NO SECOND THOUGHTS: Even when he broke his foot, Cleaves said he didn't regret not bolting for the NBA last year.

"I just love hanging out with the family," he said. "If we wouldn't have won the Big Ten championship, the Big Ten tournament championship or had gotten to the Final Four, I still would have had a great time coming back."

NUMBERS GAME: Florida, long thought of as a football school, is one of only seven schools to reach the Final Four multiple times in the past seven years. The others are Duke, Kentucky, North Carolina, Arkansas, Arizona and Michigan State.

GODDESS OF THE FINAL FOUR: Here's what Kristin Helgeson gets for four lucky guesses: high-fives from women for one-upping the guys and marriage proposals from men who love basketball.

The 29-year-old Atlanta graphics designer was the only person out of 590,000 to predict each of the Final Four teams in a contest by She says she's not a huge sports fan and prefers football and hockey.

When the Web site reported her feat -- and posted a link to her e-mail address -- Helgeson received hundreds of messages. Some wanted help picking stocks or lottery numbers. One said, "You're a goddess."

"There were a few where the subject says, "Will you marry me?' Some ask for a picture. ... A few women have written: "Who says women don't know anything about basketball? You show 'em! Way to go, girl!' " Helgeson said.

It was not immediately clear if Helgeson will get any prize for correctly picking the four teams since she did not accurately predict the championship matchup. She picked Florida because she's an alumna. Wisconsin was where her father went to school. She has a friend who went to North Carolina. She picked Michigan State out of sympathy, after watching it play football against UF in the Citrus Bowl. The Spartans won 37-34.

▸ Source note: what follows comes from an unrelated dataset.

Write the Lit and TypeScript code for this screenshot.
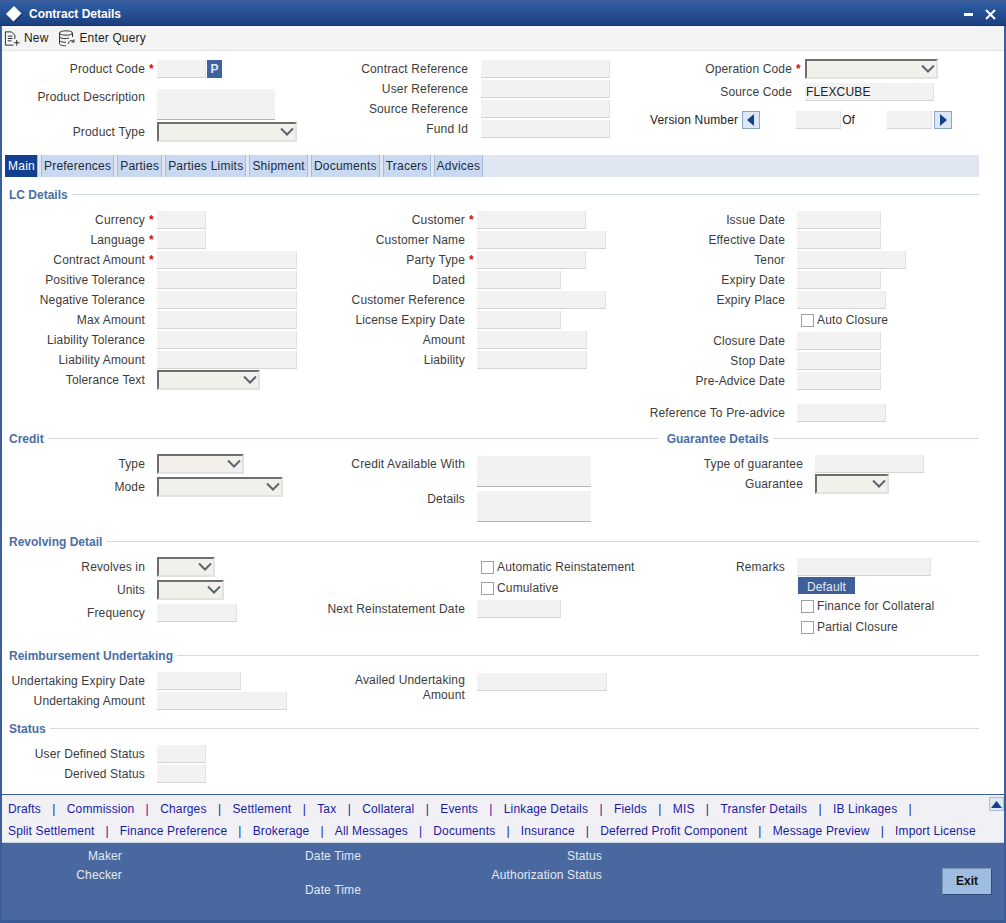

QUOTABLE: "We have 11 months of winter and one month of poor sledding ... It's a miner's town. We put our hats on, flick the little light in the front. It's a unique place ... You're kind of raised by the community. You have obligations to a lot of people. I honestly believe that (Monday) night every TV set in Iron Mountain will be watching the game." -- Izzo on his hometown in Michigan.